First, please do a search in open issues to see if the issue or feature request has already been filed. Use this query to search for the most popular feature requests.
If you find your issue already exists, make relevant comments and add your reaction. Use a reaction in place of a "+1" comment.
👍 - upvote
👎 - downvote
The NuGet project is distributed across multiple repositories, try to file the issue against the correct repository Related Projects.
If your issue is a question then please ask the question on Stack Overflow using the tag nuget
. Additionally, you can ask a question using Microsoft Q&A under the package management
section.
If you cannot find an existing issue that describes your bug or feature, submit an issue using the guidelines below.
A bug is a demonstrable problem that is caused by code in the repository.
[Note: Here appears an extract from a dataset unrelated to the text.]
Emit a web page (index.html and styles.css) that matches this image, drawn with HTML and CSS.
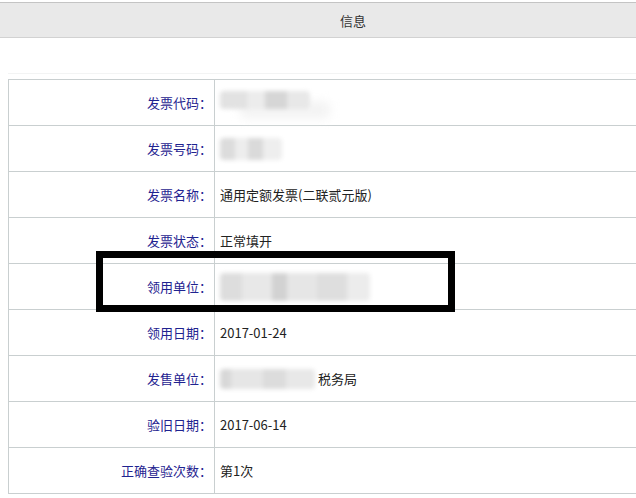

Good bug reports are extremely helpful for our developers who maintain this project.
Guidelines for bug reports:
- Validate your code - Ensure that your problem isn’t caused by an error in your code.
- Use the GitHub issue search - Check if the issue has already been reported.
- Check if the issue has been fixed - Try to reproduce the issue using the latest Preview or
dev
Build. - Isolate the problem - Create a minimal, complete, and verifiable example to demonstrate the problem.
A good bug report shouldn’t leave others needing to ask you constantly for more information. Please try to be as detailed as possible in your report. Here are some tips that will help when filing an issue:
- Reproducible steps (1. 2. 3.) and what you expected versus what you actually saw.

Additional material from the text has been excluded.